The walls of the whole house were of stone unplastered. It consisted of three apartments, - the cow-house at one end, the kitchen or house in the middle, and the spence at the other end. The rooms were divided, not up to the rigging, but only to the beginning of the roof, so that there was a free passage for light and smoke from one end of the house to the other.
I went to bed some time before the family. The door was shut between us, and they had a bright fire, which I could not see; but the light it sent up among the varnished rafters and beams, which crossed each other in almost as intricate and fantastic a manner as I have seen the under-boughs of a large beech-tree withered by the depth of the shade above, produced the most beautiful effect that can be conceived. It was like what I should suppose an underground cave or temple to be, with a dripping or moist roof, and the moonlight entering in upon it by some means or other, and yet the colours were more like melted gems. I lay looking up till the light of the fire faded away, and the man and his wife and child had crept into their bed at the other end of the room.

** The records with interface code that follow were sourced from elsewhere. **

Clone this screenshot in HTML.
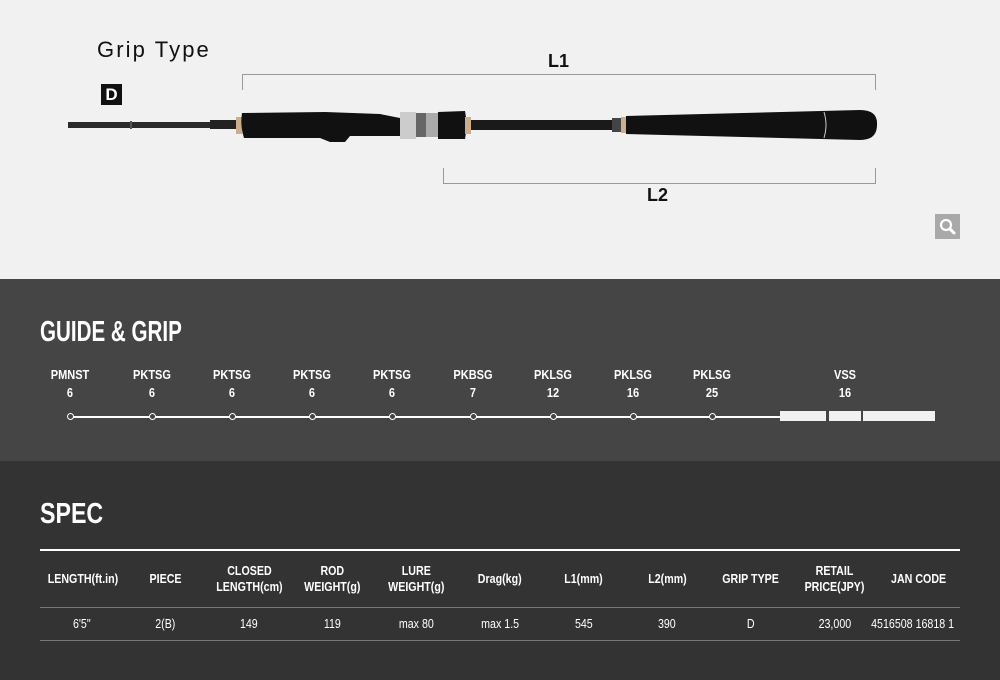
<!DOCTYPE html>
<html><head><meta charset="utf-8"><style>
*{margin:0;padding:0;box-sizing:border-box}
body{width:1000px;height:680px;overflow:hidden;font-family:"Liberation Sans",sans-serif;background:#333}
.top{position:absolute;left:0;top:0;width:1000px;height:279px;background:#f1f1f1}
.guide{position:absolute;left:0;top:279px;width:1000px;height:182px;background:#454545}
.spec{position:absolute;left:0;top:461px;width:1000px;height:219px;background:#333}
.abs{position:absolute}
h2{position:absolute;color:#fff;font-weight:bold;font-size:29px;transform-origin:0 0;white-space:nowrap}
.g{position:absolute;top:366px;width:80px;margin-left:-40px;text-align:center;color:#fff;font-weight:bold;font-size:12.5px;line-height:18px;transform:scaleX(.88)}
.dot{position:absolute;top:413px;width:7px;height:7px;margin-left:-3.5px;border:1.3px solid #fff;border-radius:50%;background:#454545}
table{position:absolute;left:40px;top:549px;width:920px;border-collapse:collapse;color:#fff;font-size:13px;font-weight:bold;text-align:center;table-layout:fixed;border-top:2px solid #fff}
th{height:57px;line-height:16px;border-bottom:1px solid #777}
td{height:33px;font-weight:normal;border-bottom:1px solid #777}
th span,td span{display:inline-block;transform:scaleX(.82);white-space:nowrap}
</style></head><body>
<div class="top">
<div class="abs" style="left:97px;top:37px;font-size:22px;color:#111;letter-spacing:2.1px">Grip Type</div>
<div class="abs" style="left:101px;top:84px;width:21px;height:21px;background:#111;color:#fff;font-weight:bold;font-size:17px;line-height:21px;text-align:center">D</div>
<div class="abs" style="left:548px;top:51px;font-size:18px;font-weight:bold;color:#111">L1</div>
<div class="abs" style="left:647px;top:185px;font-size:18px;font-weight:bold;color:#111">L2</div>
<svg class="abs" style="left:0;top:0" width="1000" height="279">
<path d="M242.5 90V74.5H875.5V90" fill="none" stroke="#999" stroke-width="1"/>
<path d="M443.5 168V183.5H875.5V168" fill="none" stroke="#999" stroke-width="1"/>
<rect x="68" y="122" width="160" height="6" fill="#2a2a2a"/>
<rect x="130" y="121" width="2" height="8" fill="#555"/>
<rect x="210" y="120" width="30" height="9" fill="#222"/>
<rect x="236" y="117" width="6" height="17" fill="#c9b08a"/>
<path d="M242 113 L325 112 L380 114 L400 118 L400 136 L350 136 L345 142 L330 142 L320 138 L244 138 Q240 126 242 113Z" fill="#111"/>
<rect x="400" y="112" width="16" height="27" fill="#ccc"/>
<rect x="416" y="113" width="10" height="24" fill="#666"/>
<rect x="426" y="113" width="12" height="24" fill="#aaa"/>
<path d="M438 112 L465 111 Q468 125 465 139 L438 139Z" fill="#111"/>
<rect x="465" y="117" width="6" height="17" fill="#c9b08a"/>
<rect x="471" y="120" width="150" height="10" fill="#1a1a1a"/>
<rect x="612" y="118" width="14" height="14" fill="#444"/>
<rect x="621" y="117" width="5" height="16" fill="#c9b08a"/>
<path d="M626 116 L860 110 Q878 110 877 125 Q877 140 860 140 L626 134Z" fill="#111"/>
<path d="M824 112 Q828 125 824 138" stroke="#ccc" stroke-width="1" fill="none"/>
<rect x="935" y="214" width="25" height="25" fill="#a9a9a9"/>
<circle cx="946" cy="225" r="5" fill="none" stroke="#fff" stroke-width="2.2"/>
<path d="M950 229 L954 233" stroke="#fff" stroke-width="3" stroke-linecap="round"/>
</svg>
</div>
<div class="guide">
<h2 style="left:40px;top:37px;transform:scaleX(.71)">GUIDE &amp; GRIP</h2>
</div>
<div class="abs" style="left:70px;top:416px;width:710px;height:2px;background:#fff"></div>
<div class="abs" style="left:780px;top:411px;width:46px;height:10px;background:#f1f1f1"></div>
<div class="abs" style="left:829px;top:411px;width:32px;height:10px;background:#f1f1f1"></div>
<div class="abs" style="left:863px;top:411px;width:72px;height:10px;background:#f1f1f1"></div>
<div class="g" style="left:70px">PMNST<br>6</div><div class="dot" style="left:70px"></div>
<div class="g" style="left:152px">PKTSG<br>6</div><div class="dot" style="left:152px"></div>
<div class="g" style="left:232px">PKTSG<br>6</div><div class="dot" style="left:232px"></div>
<div class="g" style="left:312px">PKTSG<br>6</div><div class="dot" style="left:312px"></div>
<div class="g" style="left:392px">PKTSG<br>6</div><div class="dot" style="left:392px"></div>
<div class="g" style="left:473px">PKBSG<br>7</div><div class="dot" style="left:473px"></div>
<div class="g" style="left:553px">PKLSG<br>12</div><div class="dot" style="left:553px"></div>
<div class="g" style="left:633px">PKLSG<br>16</div><div class="dot" style="left:633px"></div>
<div class="g" style="left:712px">PKLSG<br>25</div><div class="dot" style="left:712px"></div>
<div class="g" style="left:845px">VSS<br>16</div>
<div class="spec"><h2 style="left:40px;top:37px;transform:scaleX(.8)">SPEC</h2></div>
<table>
<tr><th><span>LENGTH(ft.in)</span></th><th><span>PIECE</span></th><th><span>CLOSED<br>LENGTH(cm)</span></th><th><span>ROD<br>WEIGHT(g)</span></th><th><span>LURE<br>WEIGHT(g)</span></th><th><span>Drag(kg)</span></th><th><span>L1(mm)</span></th><th><span>L2(mm)</span></th><th><span>GRIP TYPE</span></th><th><span>RETAIL<br>PRICE(JPY)</span></th><th><span>JAN CODE</span></th></tr>
<tr><td><span>6'5"</span></td><td><span>2(B)</span></td><td><span>149</span></td><td><span>119</span></td><td><span>max 80</span></td><td><span>max 1.5</span></td><td><span>545</span></td><td><span>390</span></td><td><span>D</span></td><td><span>23,000</span></td><td><span style="margin-left:-14px">4516508 16818 1</span></td></tr>
</table>
</body></html>
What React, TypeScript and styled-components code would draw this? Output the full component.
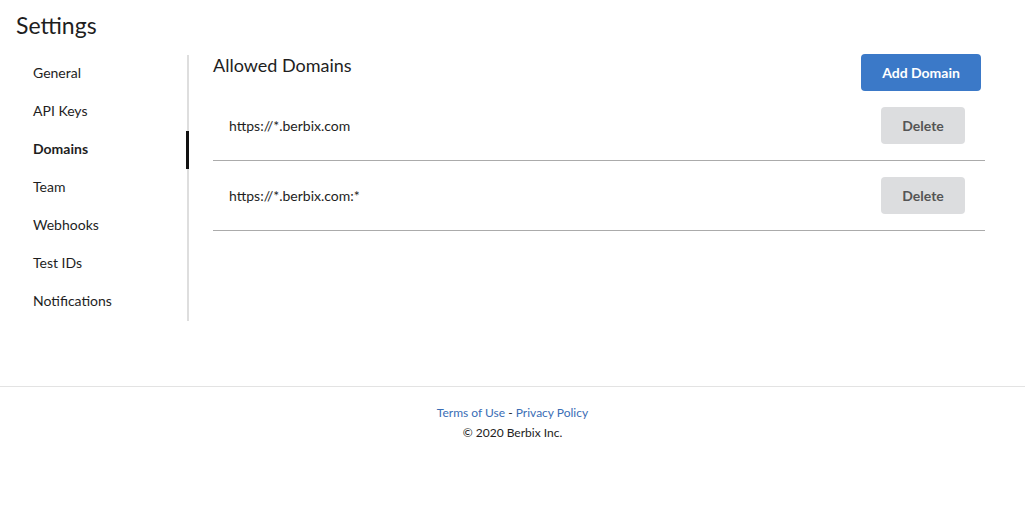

I did not sleep much, but passed a comfortable night, for my bed, though hard, was warm and clean: the unusualness of my situation prevented me from sleeping. I could hear the waves beat against the shore of the lake; a little 'syke' close to the door made a much louder noise; and when I sate up in my bed I could see the lake through an open window-place at the bed's head. Add to this, it rained all night. I was less occupied by remembrance of the Trossachs, beautiful as they were, than the vision of the Highland hut, which I could not get out of my head. I thought of the Fairyland of Spenser, and what I had read in romance at other times, and then, what a feast would it be for a London pantomime-maker, could he but transplant it to Drury Lane, with all its beautiful colours!